Gerak lamban menjadi kesan sebagian besar orang, mengingat Rusia sesungguhnya memiliki keunggulan strategis dibanding Ukraina.
Faktor dukungan AS dan sekutu baratnya memang meningkatkan kemampuan Ukraina menyerang atau mempertahankan wilayahnya.
Tapi tidak terlampau signifikan, melihat kehancuran persenjataan menengah hingga berat, seperti tank Leopard Jerman, tank Abrams AS, maupun artileri berat kiriman Prancis.
Baca juga: Ukraina Kalah Dalam Serangan Balik, Zelensky Tuding Ulah Musuh Dalam Selimut
Baca juga: Niat Lucuti Militer Ukraina, Putin Minta Rusia Serang Fasilitas Energi Kyiv
Baca juga: Rusia Diprediksi Gelar Serangan Besar-besaran pada Mei-Juni, Ukraina Pasrah
Pertanyaannya, mengapa Rusia tidak bertindak lebih tegas di Ukraina? Mengapa Rusia tampak menunda-nunda tindakannya untuk menyelesaikan pertempuran?
Bahkan ada yang curiga, jangan-jangan Moskow telah membuat perjanjian rahasia dengan negara-negara barat?
Kolumnis ahli di media Russia Today, Sergey Poletayev, Sabtu (13/4/2024) memaparkan analisisnya, yang menggambarkan Rusia memang memilih strategi terukur.
Menurut Poletayev, Kremlin mengukur semua tindakan operasionalnya sesuai ukuran, mempertimbangkan risiko dan keseimbangan supaya tidak mengguncang negaranya.
Tahun ini dan 2025, Rusia menganggarkan sekitar 5-6 persen Product Domestic Brutto (PDB) untuk konflik Ukraina.
Kremlin lantas menggunakan sumber daya yang relatif kecil ini seefisien mungkin. Tujuan mereka adalah untuk mencapai tujuan operasi militer tanpa mobilisasi baru.
Rusia harus menjaga tidak hanya perekonomian yang tenang dan berfungsi tetapi juga stabilitas di dalam negeri.
Meskipun garis depan pertempuran sebagian besar masih statis sejak musim gugur 2022, situasi politik dan kemungkinan berakhirnya konflik telah berubah secara radikal.

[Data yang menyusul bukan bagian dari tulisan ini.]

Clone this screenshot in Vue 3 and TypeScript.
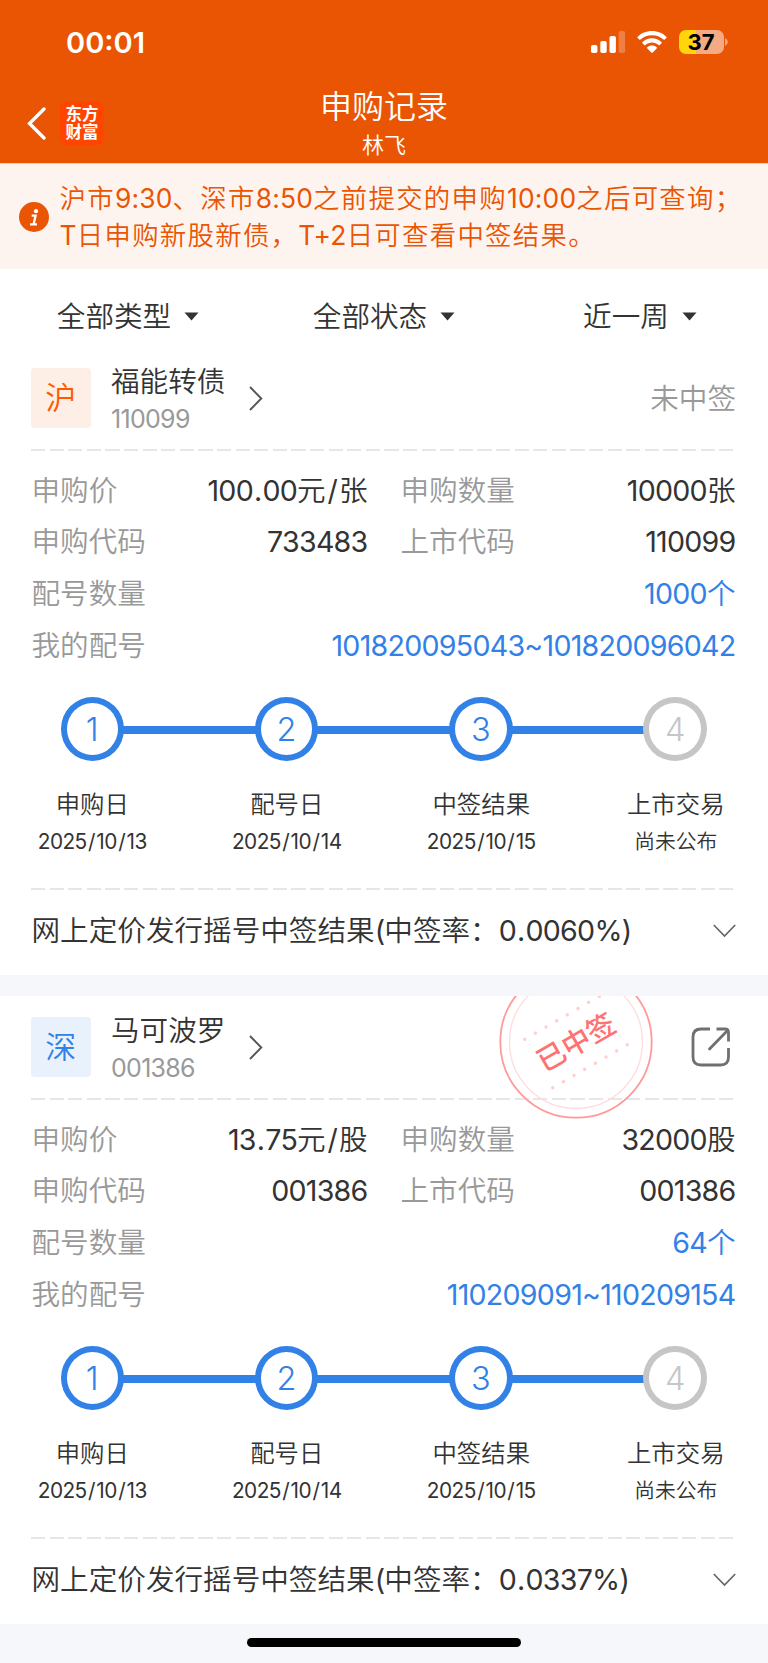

Situasinya lebih menguntungkan Rusia. Dengan risiko yang kecil dan biaya finansial yang relatif kecil, Presiden Vladimir Putin perlahan tapi pasti berhasil mewujudkan keinginannya.
Bukan Menunggu Tapi Sedang Bersiap
Para analis barat berspekulasi melihat kemajuan di timur dan peristiwa baru-baru ini yang menimpa Crocus City Hall, Rusia mungkin akan semakin ofensif.
Pasukan Rusia diperkirakan akan maju merebut kota industri Kharkov atau Sumy pada Mei atau Juni. Serangan tersebut akan menentukan keseluruhan konflik Rusia-Ukraina.
Namun Poletayev yakin, Kremlin tidak menginginkan operasi aksi besar-besaran di kota terbesar kedua di Ukraina pada musim panas ini.
Alasannya yang pertama, kurangnya pengalaman sumber daya di lapangan mengingat pasukan Rusia sejak menggelar operasi khusus ke Ukraina belum pernah melakukan operasi skala besar.
Momen serangan 22 Februari 2022 saat militer Rusia bergerak hingga mendekati Kiev tidak dihitung, karena Ukraina belum sepenuhnya memobilisasi pasukan.
Garis depan saat itu juga belum benar-benar ada sehingga pasukan Rusia tidak perlu menerobos barikade pertahanan apa pun.
Dalam konflik apa pun, skala yang dibutuhkan untuk pertempuran ofensif terus meningkat, dan peralatan, teknik strategis dan taktis yang tepat, korps perwira dan staf perlu dibentuk.
Lompatan yang diperlukan dari operasi lima bulan untuk merebut Avdeevka hingga pendudukan Kharkov atau Sumy yang cepat dan sukses tampaknya tidak dapat diduga.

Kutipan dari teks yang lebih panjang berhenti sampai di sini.